• Source excerpt:
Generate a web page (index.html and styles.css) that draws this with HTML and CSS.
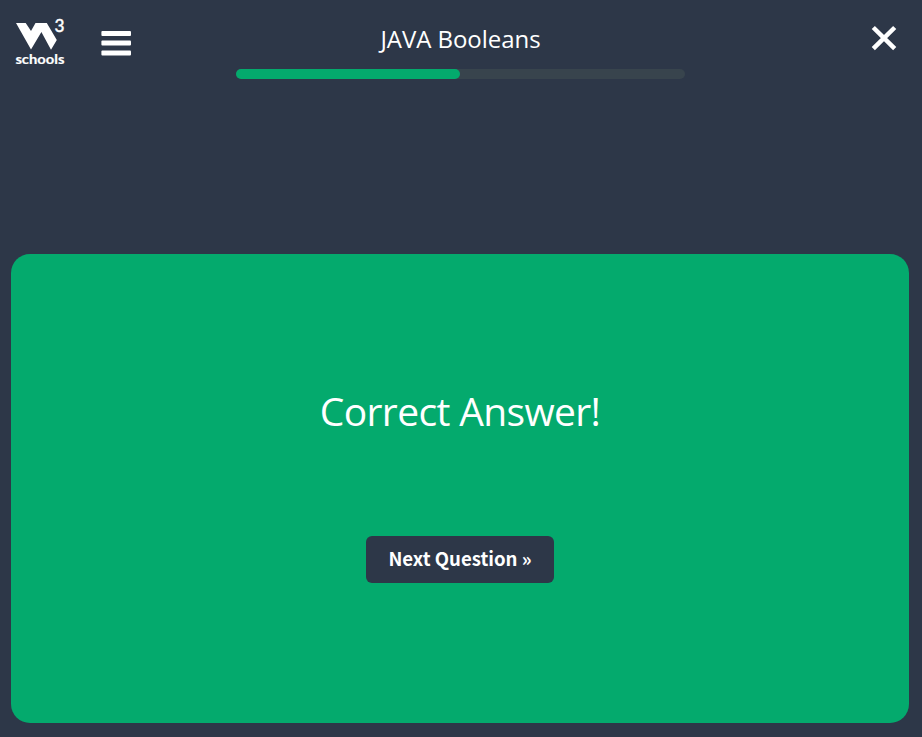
FILE: index.html
```html
<!DOCTYPE html>
<html lang="en">
<head>
<meta charset="utf-8">
<title>JAVA Booleans</title>
<link rel="stylesheet" href="styles.css">
</head>
<body>
<header class="topbar">
  <div class="left">
    <a class="logo" aria-label="schools home">
      <svg width="56" height="52" viewBox="12 16 56 52">
        <path d="M16 23H25.7L31 31L35.5 23H46.8L56.8 40L51 49.7L41.4 32L31 49.5Z" fill="#fff"/>
        <text class="logo-three" x="54.6" y="32" textLength="10" lengthAdjust="spacingAndGlyphs">3</text>
        <text class="logo-name" x="15.4" y="64" textLength="49" lengthAdjust="spacingAndGlyphs">schools</text>
      </svg>
    </a>
    <svg class="menu" width="30" height="26" viewBox="0 0 30 26"><g fill="#fff"><rect x="0.4" y="0" width="29.6" height="5" rx="1"/><rect x="0.4" y="9.6" width="29.6" height="5" rx="1"/><rect x="0.4" y="19.4" width="29.6" height="5" rx="1"/></g></svg>
  </div>
  <div class="center">
    <h1 class="title">JAVA Booleans</h1>
    <div class="progress"><div class="bar"></div></div>
  </div>
  <div class="right">
    <svg width="26" height="26" viewBox="0 0 26 26"><path d="M2.3 2.5L23.7 23.7M23.7 2.5L2.3 23.7" stroke="#fff" stroke-width="4.5"/></svg>
  </div>
</header>
<main class="card">
  <h2 class="result">Correct Answer!</h2>
  <button class="next">Next Question »</button>
</main>
</body>
</html>
```
FILE: styles.css
```css
* { box-sizing: border-box; }
body {
  margin: 0;
  height: 737px;
  overflow: hidden;
  background: #2d3748;
  color: #fff;
  font-family: "Open Sans", "Noto Sans", sans-serif;
}
.topbar {
  display: grid;
  grid-template-columns: 236px 449px 1fr;
  height: 254px;
}
.left { display: flex; align-items: flex-start; padding: 16px 0 0 12px; }
.logo { display: block; height: 52px; }
.logo svg { display: block; overflow: visible; }
.logo-three { font: 500 17.5px "Lato", sans-serif; fill: #fff; stroke: #fff; stroke-width: 0.4px; }
.logo-name { font: 700 13.5px "Lato", sans-serif; fill: #fff; stroke: #fff; stroke-width: 0.2px; }
.menu { margin: 15px 0 0 33px; }
.title {
  margin: 0;
  padding-top: 20px;
  height: 69px;
  font-size: 24px;
  line-height: 38px;
  font-weight: 400;
  letter-spacing: -0.05px;
  text-align: center;
  white-space: nowrap;
}
.progress { height: 10px; border-radius: 5px; background: #38444d; }
.bar { width: 224px; height: 10px; border-radius: 5px; background: #04aa6d; }
.right { padding: 25px 0 0 186px; }
.card {
  display: flex;
  flex-direction: column;
  align-items: center;
  width: 898px;
  height: 469px;
  margin-left: 11px;
  padding-top: 127px;
  border-radius: 19px;
  background: #04aa6d;
}
.result {
  margin: 0;
  height: 155px;
  font-size: 39px;
  line-height: 60px;
  font-weight: 400;
  letter-spacing: -0.65px;
  white-space: nowrap;
}
.next {
  width: 188px;
  height: 47px;
  padding: 0 0 4px;
  border: 0;
  border-radius: 6px;
  background: #2d3748;
  color: #fff;
  font: 700 18.6px/43px "Noto Sans CJK SC", sans-serif;
  white-space: nowrap;
}
```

• Exercise prompt:
Every line above should be repeated exactly; pictures stay out of the copy.

• Reply:
Generate a web page (index.html and styles.css) that draws this with HTML and CSS.
FILE: index.html
```html
<!DOCTYPE html>
<html lang="en">
<head>
<meta charset="utf-8">
<title>JAVA Booleans</title>
<link rel="stylesheet" href="styles.css">
</head>
<body>
<header class="topbar">
  <div class="left">
    <a class="logo" aria-label="schools home">
      <svg width="56" height="52" viewBox="12 16 56 52">
        <path d="M16 23H25.7L31 31L35.5 23H46.8L56.8 40L51 49.7L41.4 32L31 49.5Z" fill="#fff"/>
        <text class="logo-three" x="54.6" y="32" textLength="10" lengthAdjust="spacingAndGlyphs">3</text>
        <text class="logo-name" x="15.4" y="64" textLength="49" lengthAdjust="spacingAndGlyphs">schools</text>
      </svg>
    </a>
    <svg class="menu" width="30" height="26" viewBox="0 0 30 26"><g fill="#fff"><rect x="0.4" y="0" width="29.6" height="5" rx="1"/><rect x="0.4" y="9.6" width="29.6" height="5" rx="1"/><rect x="0.4" y="19.4" width="29.6" height="5" rx="1"/></g></svg>
  </div>
  <div class="center">
    <h1 class="title">JAVA Booleans</h1>
    <div class="progress"><div class="bar"></div></div>
  </div>
  <div class="right">
    <svg width="26" height="26" viewBox="0 0 26 26"><path d="M2.3 2.5L23.7 23.7M23.7 2.5L2.3 23.7" stroke="#fff" stroke-width="4.5"/></svg>
  </div>
</header>
<main class="card">
  <h2 class="result">Correct Answer!</h2>
  <button class="next">Next Question »</button>
</main>
</body>
</html>
```
FILE: styles.css
```css
* { box-sizing: border-box; }
body {
  margin: 0;
  height: 737px;
  overflow: hidden;
  background: #2d3748;
  color: #fff;
  font-family: "Open Sans", "Noto Sans", sans-serif;
}
.topbar {
  display: grid;
  grid-template-columns: 236px 449px 1fr;
  height: 254px;
}
.left { display: flex; align-items: flex-start; padding: 16px 0 0 12px; }
.logo { display: block; height: 52px; }
.logo svg { display: block; overflow: visible; }
.logo-three { font: 500 17.5px "Lato", sans-serif; fill: #fff; stroke: #fff; stroke-width: 0.4px; }
.logo-name { font: 700 13.5px "Lato", sans-serif; fill: #fff; stroke: #fff; stroke-width: 0.2px; }
.menu { margin: 15px 0 0 33px; }
.title {
  margin: 0;
  padding-top: 20px;
  height: 69px;
  font-size: 24px;
  line-height: 38px;
  font-weight: 400;
  letter-spacing: -0.05px;
  text-align: center;
  white-space: nowrap;
}
.progress { height: 10px; border-radius: 5px; background: #38444d; }
.bar { width: 224px; height: 10px; border-radius: 5px; background: #04aa6d; }
.right { padding: 25px 0 0 186px; }
.card {
  display: flex;
  flex-direction: column;
  align-items: center;
  width: 898px;
  height: 469px;
  margin-left: 11px;
  padding-top: 127px;
  border-radius: 19px;
  background: #04aa6d;
}
.result {
  margin: 0;
  height: 155px;
  font-size: 39px;
  line-height: 60px;
  font-weight: 400;
  letter-spacing: -0.65px;
  white-space: nowrap;
}
.next {
  width: 188px;
  height: 47px;
  padding: 0 0 4px;
  border: 0;
  border-radius: 6px;
  background: #2d3748;
  color: #fff;
  font: 700 18.6px/43px "Noto Sans CJK SC", sans-serif;
  white-space: nowrap;
}
```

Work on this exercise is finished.